Mystery, as WEO sees growth in Nigeria with more imports than exports

Analysts say its a mystery that the World Economic Outlook (WEO) says Nigeria has reasons to outgrow their initial forecast, alongside some countries in the Sub-Saharan Africa (SSA), even when the sub region exports fall behind its imports.

Bismarck Rewane, Chief Operating Officer (COO) of Financial Derivatives Company (FDC) Limited, for instance wondered why inflation is on the rise globally, but that of Nigeria is shrinking.

Public opinion is yet to understand why there could be growth, but no impact on lives and businesses.

In its October 2021 edition of the World Economic Outlook (WEO), the International Monetary Fund (IMF) downgraded the 2021 global growth outlook, highlighting risks to output as the Delta variant delays recovery in supply chain across Advanced Economies (AEs) and worsens pandemic impacts on low-income developing economies.

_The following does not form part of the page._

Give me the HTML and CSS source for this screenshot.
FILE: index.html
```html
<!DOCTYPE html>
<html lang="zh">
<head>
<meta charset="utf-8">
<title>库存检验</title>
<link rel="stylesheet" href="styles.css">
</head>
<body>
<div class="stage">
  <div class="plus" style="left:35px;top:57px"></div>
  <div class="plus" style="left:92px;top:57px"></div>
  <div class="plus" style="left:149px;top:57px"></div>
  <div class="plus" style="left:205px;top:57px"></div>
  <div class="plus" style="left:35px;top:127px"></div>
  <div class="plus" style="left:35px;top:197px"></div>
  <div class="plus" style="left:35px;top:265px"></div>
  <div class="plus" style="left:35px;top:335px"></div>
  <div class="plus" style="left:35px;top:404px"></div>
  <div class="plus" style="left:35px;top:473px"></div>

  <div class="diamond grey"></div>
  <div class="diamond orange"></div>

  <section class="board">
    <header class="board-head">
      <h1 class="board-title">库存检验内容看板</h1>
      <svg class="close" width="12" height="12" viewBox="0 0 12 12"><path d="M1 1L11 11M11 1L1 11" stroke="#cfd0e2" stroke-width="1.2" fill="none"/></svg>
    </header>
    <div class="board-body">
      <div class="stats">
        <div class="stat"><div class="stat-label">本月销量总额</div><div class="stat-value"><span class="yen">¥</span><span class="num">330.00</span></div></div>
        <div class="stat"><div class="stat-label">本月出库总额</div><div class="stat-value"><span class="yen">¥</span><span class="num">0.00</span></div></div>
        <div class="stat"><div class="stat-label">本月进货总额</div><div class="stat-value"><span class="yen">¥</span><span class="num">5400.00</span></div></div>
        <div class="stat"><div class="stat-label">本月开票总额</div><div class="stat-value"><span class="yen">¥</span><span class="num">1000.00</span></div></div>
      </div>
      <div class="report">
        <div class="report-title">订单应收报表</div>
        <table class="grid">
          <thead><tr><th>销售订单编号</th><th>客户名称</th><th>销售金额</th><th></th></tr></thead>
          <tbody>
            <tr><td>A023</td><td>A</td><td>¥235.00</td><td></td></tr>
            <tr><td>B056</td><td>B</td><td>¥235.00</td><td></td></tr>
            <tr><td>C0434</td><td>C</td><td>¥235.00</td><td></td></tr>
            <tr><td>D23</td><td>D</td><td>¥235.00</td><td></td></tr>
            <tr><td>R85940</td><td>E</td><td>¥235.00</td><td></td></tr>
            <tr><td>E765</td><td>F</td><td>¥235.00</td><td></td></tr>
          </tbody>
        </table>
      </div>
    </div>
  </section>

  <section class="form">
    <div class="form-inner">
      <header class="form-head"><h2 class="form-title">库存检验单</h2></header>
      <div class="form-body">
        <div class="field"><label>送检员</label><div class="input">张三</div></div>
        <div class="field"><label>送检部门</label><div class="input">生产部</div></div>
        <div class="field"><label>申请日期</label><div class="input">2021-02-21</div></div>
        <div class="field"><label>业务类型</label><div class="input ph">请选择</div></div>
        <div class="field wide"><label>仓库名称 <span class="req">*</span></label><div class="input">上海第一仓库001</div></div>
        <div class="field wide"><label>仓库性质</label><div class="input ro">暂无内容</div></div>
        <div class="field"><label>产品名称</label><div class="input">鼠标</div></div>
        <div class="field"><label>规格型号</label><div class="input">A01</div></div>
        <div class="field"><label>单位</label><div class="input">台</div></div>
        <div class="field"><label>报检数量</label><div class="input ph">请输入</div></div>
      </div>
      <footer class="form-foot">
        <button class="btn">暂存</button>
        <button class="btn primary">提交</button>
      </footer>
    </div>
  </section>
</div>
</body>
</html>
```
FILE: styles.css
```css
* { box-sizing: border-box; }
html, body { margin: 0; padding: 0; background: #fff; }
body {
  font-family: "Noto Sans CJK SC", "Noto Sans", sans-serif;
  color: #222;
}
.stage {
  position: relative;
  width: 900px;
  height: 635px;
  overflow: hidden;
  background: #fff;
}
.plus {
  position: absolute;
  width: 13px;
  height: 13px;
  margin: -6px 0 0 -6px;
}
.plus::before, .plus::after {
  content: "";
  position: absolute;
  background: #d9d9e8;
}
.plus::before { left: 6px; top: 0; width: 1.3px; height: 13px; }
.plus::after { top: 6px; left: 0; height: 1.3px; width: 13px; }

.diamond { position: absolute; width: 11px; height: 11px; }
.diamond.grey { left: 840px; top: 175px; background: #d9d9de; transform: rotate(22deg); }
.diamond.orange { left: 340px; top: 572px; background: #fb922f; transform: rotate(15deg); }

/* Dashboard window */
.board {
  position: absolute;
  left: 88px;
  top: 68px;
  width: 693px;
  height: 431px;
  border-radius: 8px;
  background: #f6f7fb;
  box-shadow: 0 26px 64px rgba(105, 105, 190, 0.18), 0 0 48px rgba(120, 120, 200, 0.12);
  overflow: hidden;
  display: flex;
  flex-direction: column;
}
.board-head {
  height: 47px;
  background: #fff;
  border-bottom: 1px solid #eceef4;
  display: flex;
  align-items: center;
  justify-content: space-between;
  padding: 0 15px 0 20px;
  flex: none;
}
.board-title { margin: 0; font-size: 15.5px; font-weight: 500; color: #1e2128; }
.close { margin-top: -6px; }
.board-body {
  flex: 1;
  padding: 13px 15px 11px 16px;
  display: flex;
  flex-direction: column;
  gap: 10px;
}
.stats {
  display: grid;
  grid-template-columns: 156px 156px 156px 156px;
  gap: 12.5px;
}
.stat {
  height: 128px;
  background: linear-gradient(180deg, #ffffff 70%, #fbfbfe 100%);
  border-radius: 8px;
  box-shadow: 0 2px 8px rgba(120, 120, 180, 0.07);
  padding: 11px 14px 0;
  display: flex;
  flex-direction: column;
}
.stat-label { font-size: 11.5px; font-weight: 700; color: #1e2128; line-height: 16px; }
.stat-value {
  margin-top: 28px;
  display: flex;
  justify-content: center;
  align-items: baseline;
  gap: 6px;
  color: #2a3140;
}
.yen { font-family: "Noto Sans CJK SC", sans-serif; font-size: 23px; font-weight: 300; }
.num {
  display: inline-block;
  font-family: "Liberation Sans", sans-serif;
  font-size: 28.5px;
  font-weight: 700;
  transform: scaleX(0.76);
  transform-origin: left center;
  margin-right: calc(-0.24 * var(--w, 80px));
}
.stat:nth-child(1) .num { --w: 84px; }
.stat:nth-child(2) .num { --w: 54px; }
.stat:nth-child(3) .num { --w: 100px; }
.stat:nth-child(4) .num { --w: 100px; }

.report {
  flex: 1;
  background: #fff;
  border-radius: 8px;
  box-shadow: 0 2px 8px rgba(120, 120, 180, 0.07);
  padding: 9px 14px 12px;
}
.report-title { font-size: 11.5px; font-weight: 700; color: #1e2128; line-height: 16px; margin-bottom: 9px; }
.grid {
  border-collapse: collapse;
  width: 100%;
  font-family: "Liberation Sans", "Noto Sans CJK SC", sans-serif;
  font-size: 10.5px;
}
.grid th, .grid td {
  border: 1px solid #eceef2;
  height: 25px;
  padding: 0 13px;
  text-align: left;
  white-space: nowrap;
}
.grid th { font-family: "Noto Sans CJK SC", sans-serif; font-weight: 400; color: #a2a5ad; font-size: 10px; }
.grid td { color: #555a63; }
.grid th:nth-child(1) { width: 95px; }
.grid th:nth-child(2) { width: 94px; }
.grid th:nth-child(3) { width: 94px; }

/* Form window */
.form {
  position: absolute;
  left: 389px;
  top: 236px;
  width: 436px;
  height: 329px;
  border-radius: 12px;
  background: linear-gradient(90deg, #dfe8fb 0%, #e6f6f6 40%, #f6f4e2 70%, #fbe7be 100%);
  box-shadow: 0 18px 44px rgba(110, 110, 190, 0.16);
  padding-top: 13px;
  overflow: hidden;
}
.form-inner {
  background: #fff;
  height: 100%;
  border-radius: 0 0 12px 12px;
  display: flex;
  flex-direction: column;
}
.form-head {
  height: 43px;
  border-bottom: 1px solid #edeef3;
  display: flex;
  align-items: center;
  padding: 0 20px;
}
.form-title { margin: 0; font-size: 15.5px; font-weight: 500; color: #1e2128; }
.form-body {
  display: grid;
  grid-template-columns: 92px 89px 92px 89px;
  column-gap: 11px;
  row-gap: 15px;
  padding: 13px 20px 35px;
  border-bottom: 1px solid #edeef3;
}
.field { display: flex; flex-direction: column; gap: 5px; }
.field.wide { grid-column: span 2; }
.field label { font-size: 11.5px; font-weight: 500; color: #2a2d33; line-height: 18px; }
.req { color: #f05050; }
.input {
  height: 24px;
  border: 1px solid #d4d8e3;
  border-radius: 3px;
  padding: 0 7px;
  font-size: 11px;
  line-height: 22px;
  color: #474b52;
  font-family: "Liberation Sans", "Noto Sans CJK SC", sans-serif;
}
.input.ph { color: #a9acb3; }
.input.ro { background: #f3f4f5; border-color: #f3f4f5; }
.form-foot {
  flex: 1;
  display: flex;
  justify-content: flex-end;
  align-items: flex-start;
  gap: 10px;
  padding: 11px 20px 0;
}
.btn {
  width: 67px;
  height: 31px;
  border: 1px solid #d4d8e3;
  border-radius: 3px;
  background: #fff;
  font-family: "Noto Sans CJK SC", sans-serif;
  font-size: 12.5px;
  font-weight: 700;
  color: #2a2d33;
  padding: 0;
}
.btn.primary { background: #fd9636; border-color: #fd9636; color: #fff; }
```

For Sub-Saharan Africa, growth prospects for 2021 was raised to 3.7 per cent compared to 3.4 per cent in July on the back of upgrades of regional bellwethers – Nigeria (2.6 per cent from 2.5 per cent in July) and South Africa (5.0 per cent from 4.0 per cent in July).

Like the World Bank in its recent bi-annual report “Africa’s Pulse” on SSA, the IMF anchored its improved outlook for SSA on rising commodity prices and expanding international trade activities.